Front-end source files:
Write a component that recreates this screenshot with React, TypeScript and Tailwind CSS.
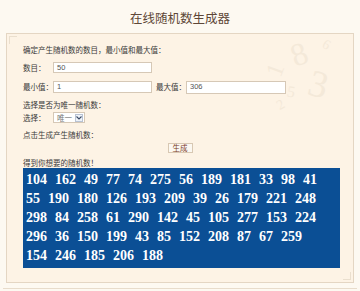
import React from "react"

const rows = [
  "104 162 49 77 74 275 56 189 181 33 98 41",
  "55 190 180 126 193 209 39 26 179 221 248",
  "298 84 258 61 290 142 45 105 277 153 224",
  "296 36 150 199 43 85 152 208 87 67 259",
  "154 246 185 206 188",
]

const cjk = { fontFamily: '"Noto Sans CJK SC", "Noto Sans", sans-serif' }

function Label({ children }: { children: React.ReactNode }) {
  return <span className="w-[30px] shrink-0 leading-[10px]">{children}</span>
}

export default function App() {
  return (
    <div
      className="w-[360px] h-[291px] bg-[#fdf9f1] relative overflow-hidden text-[7.5px] text-[#3a3a3a]"
      style={cjk}
    >
      {/* title */}
      <div className="h-[33px] flex items-center justify-center pt-[4px] text-[12.5px] text-[#5e4737]">
        在线随机数生成器
      </div>

      {/* panel */}
      <div className="mx-[6px] h-[250px] border border-[#e4d6c3] bg-[#fdf3e5] relative pl-[16px] flex flex-col">
        {/* faint number watermark */}
        <div className="absolute right-[6px] top-[2px] w-[90px] h-[90px] text-[#f4e9d9] pointer-events-none select-none" style={{ fontFamily: '"Liberation Serif", serif' }}>
          <span className="absolute left-[34px] top-[-6px] text-[32px] rotate-[-20deg]">8</span>
          <span className="absolute left-[52px] top-[20px] text-[38px] rotate-[15deg]">3</span>
          <span className="absolute left-[12px] top-[16px] text-[24px] rotate-[-70deg]">1</span>
          <span className="absolute left-[30px] top-[44px] text-[16px] rotate-[10deg]">5</span>
          <span className="absolute left-[20px] top-[58px] text-[14px] rotate-[-30deg]">2</span>
          <span className="absolute left-[66px] top-[-2px] text-[14px] rotate-[30deg]">6</span>
        </div>
        {/* corner marks */}
        <div className="absolute left-[2px] top-[2px] w-[8px] h-[8px] border-l border-t border-[#eadfce]" />
        <div className="absolute right-[2px] bottom-[2px] w-[8px] h-[8px] border-r border-b border-[#eadfce]" />

        <div className="relative mt-[11px] h-[10px] leading-[10px]">确定产生随机数的数目，最小值和最大值：</div>

        <div className="relative mt-[7px] h-[11px] flex items-center">
          <Label>数目：</Label>
          <div className="w-[99px] h-[11px] border border-[#d6c8b6] bg-white pl-[3px] flex items-center text-[7.5px] text-[#555]" style={{ fontFamily: '"Liberation Sans", sans-serif' }}>
            50
          </div>
        </div>

        <div className="relative mt-[8px] h-[12px] flex items-center">
          <Label>最小值：</Label>
          <div className="w-[99px] h-[12px] border border-[#d6c8b6] bg-white pl-[3px] flex items-center text-[7.5px] text-[#555]" style={{ fontFamily: '"Liberation Sans", sans-serif' }}>
            1
          </div>
          <span className="ml-[4px] w-[30px] leading-[10px]">最大值：</span>
          <div className="w-[100px] h-[13px] border border-[#d6c8b6] bg-white pl-[3px] flex items-center text-[7.5px] text-[#555]" style={{ fontFamily: '"Liberation Sans", sans-serif' }}>
            306
          </div>
        </div>

        <div className="relative mt-[7px] h-[10px] leading-[10px]">选择是否为唯一随机数：</div>

        <div className="relative mt-[2px] h-[11px] flex items-center">
          <Label>选择：</Label>
          <div className="w-[32px] h-[11px] border border-[#d6c8b6] bg-white flex items-center justify-between pl-[3px] pr-[1px] text-[#777]">
            <span className="leading-[9px]">唯一</span>
            <span className="w-[8px] h-[8px] border border-[#b9c3d4] bg-[#eef2f8] flex items-center justify-center">
              <svg width="6" height="4" viewBox="0 0 6 4">
                <path d="M0.5 0.5 L3 3 L5.5 0.5" fill="none" stroke="#3b4a66" strokeWidth="1.1" />
              </svg>
            </span>
          </div>
        </div>

        <div className="relative mt-[7px] h-[10px] leading-[10px]">点击生成产生随机数：</div>

        <div className="relative mt-[3px] h-[10px] flex justify-center pr-[16px]">
          <div className="w-[25px] h-[10px] border border-[#d8c8b3] bg-[#fcf8f1] flex items-center justify-center text-[7.5px] leading-[8px] text-[#7b3a26]">
            生成
          </div>
        </div>

        <div className="relative mt-[5px] h-[10px] leading-[10px]">得到你想要的随机数！</div>

        <div
          className="relative w-[317px] h-[100px] bg-[#0b4f95] text-white text-[14px] leading-[19px] font-bold px-[3px] pt-[2px] whitespace-nowrap [word-spacing:4.5px]"
          style={{ fontFamily: '"Liberation Serif", serif' }}
        >
          {rows.map((r) => (
            <div key={r}>{r}</div>
          ))}
        </div>
      </div>

      {/* bottom frame line */}
      <div className="mx-[3px] mt-[5px] h-px bg-[#e8dccb]" />
    </div>
  )
}
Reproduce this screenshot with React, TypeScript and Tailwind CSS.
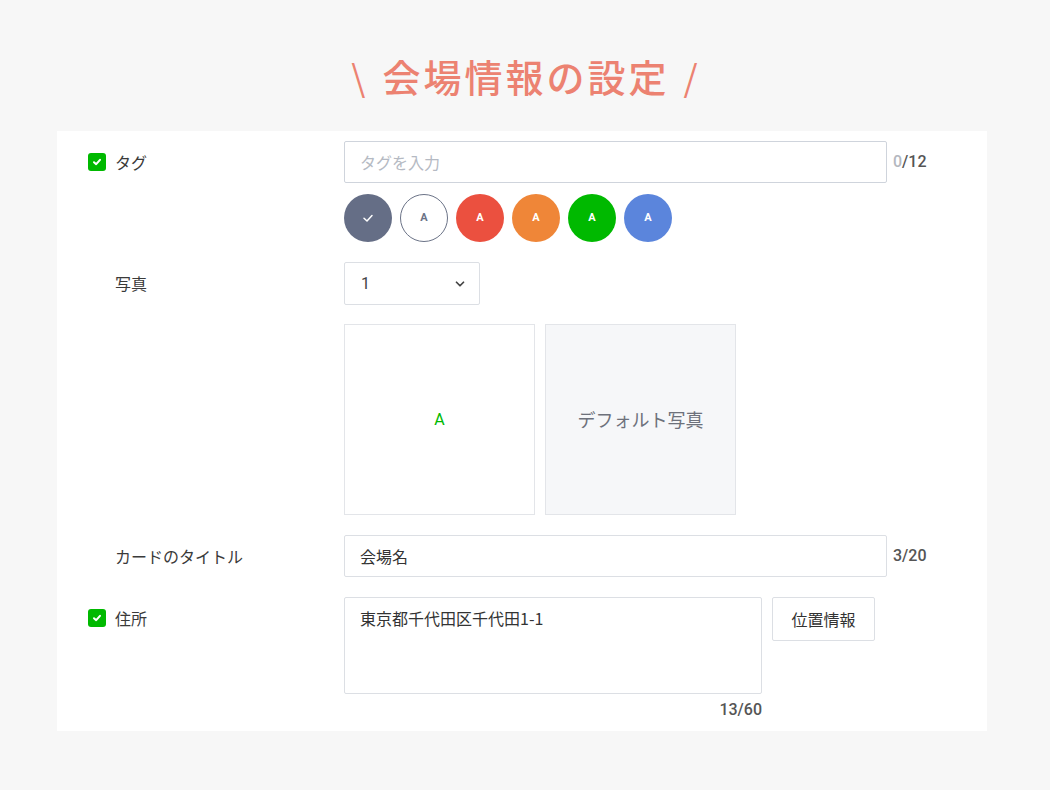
import { ChevronDown } from 'lucide-react'

const jp = { fontFamily: '"Noto Sans CJK JP", "Noto Sans", sans-serif' }

function CheckBox() {
    return (
        <span className="flex h-[18px] w-[18px] items-center justify-center rounded-[3px] bg-[#00b900]">
            <svg width="10" height="10" viewBox="0 0 10 10">
                <path d="M2 5.2 L4.2 7.2 L8 2.8" fill="none" stroke="white" strokeWidth="2" strokeLinecap="round" strokeLinejoin="round" />
            </svg>
        </span>
    )
}

function Label({ checked, children }: { checked?: boolean; children: React.ReactNode }) {
    return (
        <div className="flex h-[42px] w-[256px] shrink-0 items-center gap-[9px]">
            {checked ? <CheckBox /> : <span className="w-[18px]" />}
            <span className="text-[16px] text-[#3a3a3a]">{children}</span>
        </div>
    )
}

function Counter({ value, max }: { value: number; max: number }) {
    return (
        <span className="font-['Roboto'] text-[16px] font-medium text-[#555]">
            <span className={value === 0 ? 'text-[#b4b8bf]' : ''}>{value}</span>/{max}
        </span>
    )
}

const colors = [
    { bg: 'bg-[#656e86]', fg: 'text-white', selected: true },
    { bg: 'bg-white border-[1.5px] border-[#6b7387]', fg: 'text-[#6b7387]' },
    { bg: 'bg-[#eb503f]', fg: 'text-white' },
    { bg: 'bg-[#ef8638]', fg: 'text-white' },
    { bg: 'bg-[#00b900]', fg: 'text-white' },
    { bg: 'bg-[#5b85dc]', fg: 'text-white' },
]

export default function App() {
    return (
        <div className="flex h-[790px] w-[1050px] flex-col bg-[#f7f7f7] pt-[53px]" style={jp}>
            <h1 className="flex items-center justify-center gap-[14px] pl-[2px] text-[38px] font-medium leading-[46px] tracking-[3px] text-[#ec8271]">
                <span className="text-[36px] font-normal">\</span>
                <span>会場情報の設定</span>
                <span className="text-[36px] font-normal">/</span>
            </h1>

            <div className="ml-[57px] mt-[32px] flex h-[600px] w-[930px] flex-col gap-[20px] bg-white pl-[31px] pt-[10px]">
                {/* タグ */}
                <div className="flex">
                    <Label checked>タグ</Label>
                    <div className="flex flex-col gap-[11px]">
                        <div className="flex items-center gap-[6px]">
                            <div className="flex h-[42px] w-[543px] items-center rounded-[2px] border border-[#cfd4dc] px-[15px] text-[16px] text-[#b5bac3]">
                                タグを入力
                            </div>
                            <Counter value={0} max={12} />
                        </div>
                        <div className="flex gap-[8px]">
                            {colors.map((c, i) => (
                                <span key={i} className={`flex h-[48px] w-[48px] items-center justify-center rounded-full ${c.bg}`}>
                                    {c.selected ? (
                                        <svg width="14" height="14" viewBox="0 0 14 14">
                                            <path d="M3 7.2 L6 10 L11 4.5" fill="none" stroke="white" strokeWidth="1.5" strokeLinecap="round" strokeLinejoin="round" />
                                        </svg>
                                    ) : (
                                        <span className={`font-['Roboto'] text-[11px] font-bold ${c.fg}`}>A</span>
                                    )}
                                </span>
                            ))}
                        </div>
                    </div>
                </div>

                {/* 写真 */}
                <div className="flex">
                    <Label>写真</Label>
                    <div className="flex flex-col gap-[19px]">
                        <div className="flex h-[43px] w-[136px] items-center justify-between rounded-[2px] border border-[#dcdfe4] pl-[16px] pr-[12px] font-['Roboto'] text-[16px] text-[#444]">
                            1
                            <ChevronDown size={14} strokeWidth={3} className="text-[#444]" />
                        </div>
                        <div className="flex gap-[10px]">
                            <div className="flex h-[191px] w-[191px] items-center justify-center border border-[#e3e5e9] font-['Roboto'] text-[16px] text-[#00b900]">
                                A
                            </div>
                            <div className="flex h-[191px] w-[191px] items-center justify-center border border-[#e3e5e9] bg-[#f6f7f9] text-[18px] text-[#6d717b]">
                                デフォルト写真
                            </div>
                        </div>
                    </div>
                </div>

                {/* カードのタイトル */}
                <div className="flex">
                    <Label>カードのタイトル</Label>
                    <div className="flex items-center gap-[6px]">
                        <div className="flex h-[42px] w-[543px] items-center rounded-[2px] border border-[#dcdfe4] px-[15px] text-[16px] text-[#333]">
                            会場名
                        </div>
                        <Counter value={3} max={20} />
                    </div>
                </div>

                {/* 住所 */}
                <div className="flex">
                    <Label checked>住所</Label>
                    <div className="flex gap-[10px]">
                        <div className="flex flex-col items-end gap-[4px]">
                            <div className="h-[97px] w-[418px] rounded-[2px] border border-[#dcdfe4] px-[15px] pt-[8px] text-[16px] leading-[24px] text-[#333]">
                                東京都千代田区千代田1-1
                            </div>
                            <Counter value={13} max={60} />
                        </div>
                        <div className="flex h-[44px] w-[103px] items-center justify-center rounded-[2px] border border-[#dcdfe4] text-[16px] text-[#333]">
                            位置情報
                        </div>
                    </div>
                </div>
            </div>
        </div>
    )
}
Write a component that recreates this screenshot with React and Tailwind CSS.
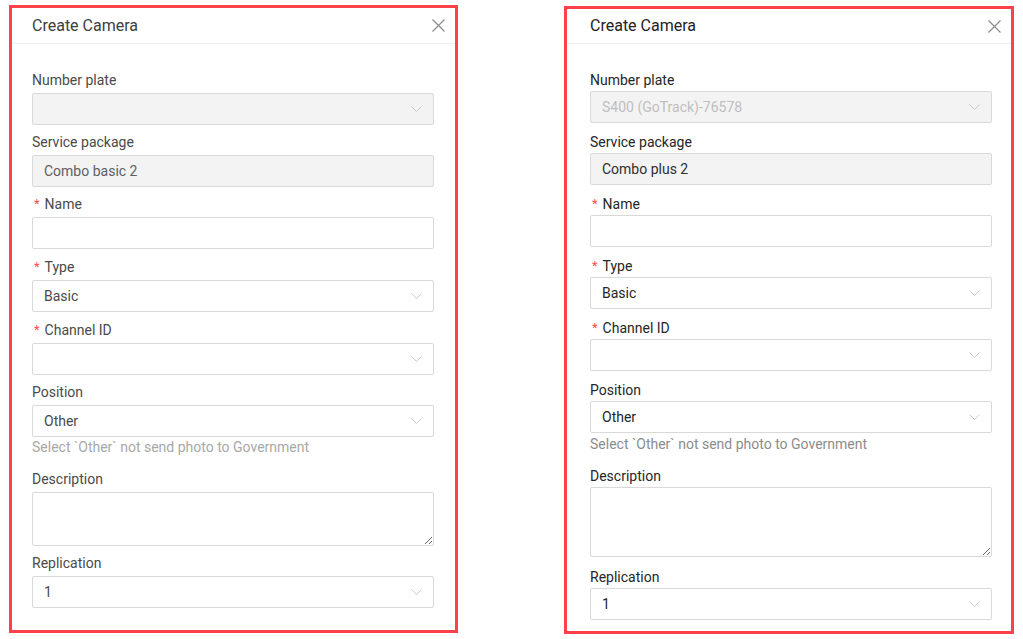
import React from "react";

const font = { fontFamily: "Roboto, 'Liberation Sans', sans-serif" };

function Chevron() {
    return (
        <svg width="11" height="6" viewBox="0 0 11 6" className="shrink-0">
            <polyline points="0.5,0.5 5.5,5.5 10.5,0.5" fill="none" stroke="#c4c4c4" strokeWidth="0.9" />
        </svg>
    );
}

function CloseIcon() {
    return (
        <svg width="13" height="13" viewBox="0 0 13 13">
            <path d="M0.5 0.5 L12.5 12.5 M12.5 0.5 L0.5 12.5" stroke="#8c8c8c" strokeWidth="1.2" fill="none" />
        </svg>
    );
}

function Label({ text, required, tone }) {
    return (
        <div className={`h-[22px] leading-[22px] text-[14px] flex items-center ${tone.label}`}>
            {required && <span className="text-[#ff4d4f] mr-[5px] ml-[2px] text-[13px]">*</span>}
            {text}
        </div>
    );
}

function Select({ value, disabled, tone }) {
    return (
        <div
            className={`h-[32px] border border-[#d9d9d9] rounded-[2px] flex items-center justify-between pl-[11px] pr-[11px] text-[14px] ${
                disabled ? "bg-[#f3f3f3] text-[#bfbfbf]" : `bg-white ${tone.value}`
            }`}
        >
            <span>{value}</span>
            <Chevron />
        </div>
    );
}

function Panel({ cfg }) {
    const t = cfg.tone;
    return (
        <div className={`border-[3px] border-[#ff4249] bg-white h-[628px] flex flex-col ${cfg.width} ${cfg.offset}`} style={font}>
            <div className={`${cfg.headH} flex items-center justify-between ${cfg.headPad} pr-[10px] border-b border-[#efefef]`}>
                <span className={`text-[16px] ${t.title}`}>Create Camera</span>
                <CloseIcon />
            </div>

            <div className={`flex flex-col ${cfg.bodyPad}`}>
                <Label text="Number plate" tone={t} />
                <div className={cfg.labelGap}></div>
                <Select value={cfg.plate} disabled tone={t} />

                <div className={cfg.rowGap}></div>
                <Label text="Service package" tone={t} />
                <div className={cfg.labelGap}></div>
                <div className={`h-[32px] border border-[#d9d9d9] rounded-[2px] bg-[#f3f3f3] flex items-center pl-[11px] text-[14px] ${t.readonly}`}>
                    {cfg.pkg}
                </div>

                <div className={cfg.rowGap}></div>
                <Label text="Name" required tone={t} />
                <div className={cfg.labelGap}></div>
                <div className="h-[32px] border border-[#d9d9d9] rounded-[2px] bg-white"></div>

                <div className={cfg.rowGapLate}></div>
                <Label text="Type" required tone={t} />
                <div className={cfg.labelGap}></div>
                <Select value="Basic" tone={t} />

                <div className={cfg.rowGapLate}></div>
                <Label text="Channel ID" required tone={t} />
                <div className={cfg.labelGap}></div>
                <Select value="" tone={t} />

                <div className={cfg.rowGapPos}></div>
                <Label text="Position" tone={t} />
                <div className={cfg.labelGap}></div>
                <Select value="Other" tone={t} />
                <div className={`text-[14px] ${cfg.helpH} ${t.help}`}>
                    Select `Other` not send photo to Government
                </div>

                <div className={cfg.helpGap}></div>
                <Label text="Description" tone={t} />
                <div className={cfg.labelGap}></div>
                <textarea
                    readOnly
                    className={`${cfg.areaH} border border-[#d9d9d9] rounded-[2px] bg-white resize-y outline-none block`}
                ></textarea>

                <div className={cfg.areaGap}></div>
                <Label text="Replication" tone={t} />
                <div className={cfg.labelGap}></div>
                <Select value="1" tone={t} />
            </div>
        </div>
    );
}

const leftPanel = {
    width: "w-[449px]",
    offset: "mt-0",
    headH: "h-[36px]",
    headPad: "pl-[20px]",
    bodyPad: "pl-[20px] pr-[21px] pt-[25px]",
    labelGap: "h-[2px]",
    rowGap: "h-[6px]",
    rowGapLate: "h-[7px]",
    rowGapPos: "h-[6px]",
    helpH: "h-[20px] leading-[20px]",
    helpGap: "h-[11px]",
    areaH: "h-[54px]",
    areaGap: "h-[6px]",
    plate: "",
    pkg: "Combo basic 2",
    tone: {
        title: "text-[#404040]",
        label: "text-[#4a4a4a]",
        value: "text-[#4a4a4a]",
        readonly: "text-[#5f5f5f]",
        help: "text-[#a8a8a8]",
    },
};

const rightPanel = {
    width: "w-[450px]",
    offset: "mt-[1px]",
    headH: "h-[35px]",
    headPad: "pl-[23px]",
    bodyPad: "pl-[23px] pr-[19px] pt-[25px]",
    labelGap: "h-0",
    rowGap: "h-[8px]",
    rowGapLate: "h-[8px]",
    rowGapPos: "h-[8px]",
    helpH: "h-[22px] leading-[22px]",
    helpGap: "h-[10px]",
    areaH: "h-[70px]",
    areaGap: "h-[9px]",
    plate: "S400 (GoTrack)-76578",
    pkg: "Combo plus 2",
    tone: {
        title: "text-[#222222]",
        label: "text-[#262626]",
        value: "text-[#262626]",
        readonly: "text-[#2e2e2e]",
        help: "text-[#8c8c8c]",
    },
};

export default function App() {
    return (
        <div className="w-[1023px] h-[639px] bg-white flex items-start pt-[5px] pl-[9px] gap-[106px]">
            <Panel cfg={leftPanel} />
            <Panel cfg={rightPanel} />
        </div>
    );
}
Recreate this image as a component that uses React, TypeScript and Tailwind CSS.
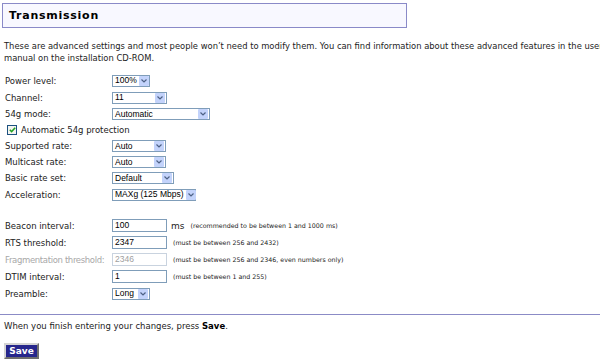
import React from "react";

const Arrow = () => (
  <div className="ml-auto mr-[1px] flex h-[10px] w-[10px] shrink-0 items-center justify-center rounded-[1px] bg-[#c3d3fb]">
    <svg width="6" height="4" viewBox="0 0 6 4">
      <path d="M0.5 0.5 L3 3 L5.5 0.5" fill="none" stroke="#4d6185" strokeWidth="1.2" />
    </svg>
  </div>
);

function Sel({ value, className }: { value: string; className: string }) {
  return (
    <div className={"flex h-[12px] items-center border border-[#7f9db9] bg-white " + className}>
      <span className="pl-[2px] pr-[2px] font-['Liberation_Sans',sans-serif] text-[8.5px] leading-none text-black whitespace-nowrap">
        {value}
      </span>
      <Arrow />
    </div>
  );
}

function Inp({ value, disabled }: { value: string; disabled?: boolean }) {
  return (
    <div
      className={
        "flex h-[13px] w-[55px] items-center border bg-white pl-[2px] font-['Liberation_Sans',sans-serif] text-[8.5px] leading-none " +
        (disabled ? "border-[#c9d3df] text-[#a0a0a0]" : "border-[#7f9db9] text-black")
      }
    >
      {value}
    </div>
  );
}

function Row({
  label,
  children,
  h,
  gray,
}: {
  label: string;
  children: React.ReactNode;
  h: string;
  gray?: boolean;
}) {
  return (
    <div className={"flex items-center " + h}>
      <div
        className={
          "w-[112px] shrink-0 overflow-hidden pl-[5px] whitespace-nowrap " +
          (gray ? "tracking-[-0.35px] text-[#a8a8a8]" : "")
        }
      >
        {label}
      </div>
      {children}
    </div>
  );
}

const Note = ({ children }: { children: React.ReactNode }) => (
  <span className="ml-[6px] text-[6.3px] whitespace-nowrap text-[#222]">{children}</span>
);

export default function App() {
  return (
    <div className="h-[360px] w-[600px] overflow-hidden bg-white font-['DejaVu_Sans',sans-serif] text-[8.5px] leading-[12px] text-[#222]">
      <div className="ml-[2px] mt-[3px] flex h-[25px] w-[405px] items-center border border-[#8a8ac8] bg-[#f8f8ff] pl-[6px]">
        <span className="text-[11px] font-bold tracking-[0.75px] text-black">Transmission</span>
      </div>

      <div className="mt-[12px] w-[620px] pl-[4px] text-[8.4px]">
        <div className="whitespace-nowrap">
          These are advanced settings and most people won’t need to modify them. You can find information about these advanced features in the user
        </div>
        <div className="whitespace-nowrap">manual on the installation CD-ROM.</div>
      </div>

      <div className="mt-[8px] flex flex-col">
        <Row label="Power level:" h="h-[17px]">
          <Sel value="100%" className="w-[38px]" />
        </Row>
        <Row label="Channel:" h="h-[17px]">
          <Sel value="11" className="w-[55px]" />
        </Row>
        <Row label="54g mode:" h="h-[16px]">
          <Sel value="Automatic" className="w-[98px]" />
        </Row>
        <div className="flex h-[16px] items-center pl-[7px]">
          <div className="flex h-[10px] w-[10px] items-center justify-center border border-[#1c5180] bg-[#f4f4f0]">
            <svg width="7" height="6" viewBox="0 0 7 6">
              <path d="M0.8 2.8 L2.6 4.6 L6.2 0.8" fill="none" stroke="#21a121" strokeWidth="1.5" />
            </svg>
          </div>
          <span className="ml-[4px] whitespace-nowrap">Automatic 54g protection</span>
        </div>
        <Row label="Supported rate:" h="h-[16px]">
          <Sel value="Auto" className="w-[54px]" />
        </Row>
        <Row label="Multicast rate:" h="h-[16px]">
          <Sel value="Auto" className="w-[54px]" />
        </Row>
        <Row label="Basic rate set:" h="h-[16px]">
          <Sel value="Default" className="w-[62px]" />
        </Row>
        <Row label="Acceleration:" h="h-[17px]">
          <Sel value="MAXg (125 Mbps)" className="w-[84px]" />
        </Row>

        <div className="h-[14px]" />

        <Row label="Beacon interval:" h="h-[17px]">
          <Inp value="100" />
          <span className="ml-[4px] text-[9px]">ms</span>
          <Note>(recommended to be between 1 and 1000 ms)</Note>
        </Row>
        <Row label="RTS threshold:" h="h-[17px]">
          <Inp value="2347" />
          <Note>(must be between 256 and 2432)</Note>
        </Row>
        <Row label="Fragmentation threshold:" h="h-[17px]" gray>
          <Inp value="2346" disabled />
          <Note>(must be between 256 and 2346, even numbers only)</Note>
        </Row>
        <Row label="DTIM interval:" h="h-[17px]">
          <Inp value="1" />
          <Note>(must be between 1 and 255)</Note>
        </Row>
        <Row label="Preamble:" h="h-[17px]">
          <Sel value="Long" className="w-[38px]" />
        </Row>
      </div>

      <div className="mt-[12px] h-[1px] w-full bg-[#8b8bc6]" />

      <div className="mt-[5px] pl-[4px] whitespace-nowrap">
        When you finish entering your changes, press <b className="text-black">Save</b>.
      </div>

      <div className="ml-[4px] mt-[11px] flex h-[16px] w-[35px] items-center justify-center border-2 border-t-[#d4d4d4] border-l-[#d4d4d4] border-b-[#6e6e6e] border-r-[#6e6e6e] bg-[#26268c] text-[9px] font-bold text-white">
        Save
      </div>
    </div>
  );
}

**DIRECTIVE:**
Report how many lines in the entries hold the string "with". Nothing but the number is wanted.

**RESULT:**
3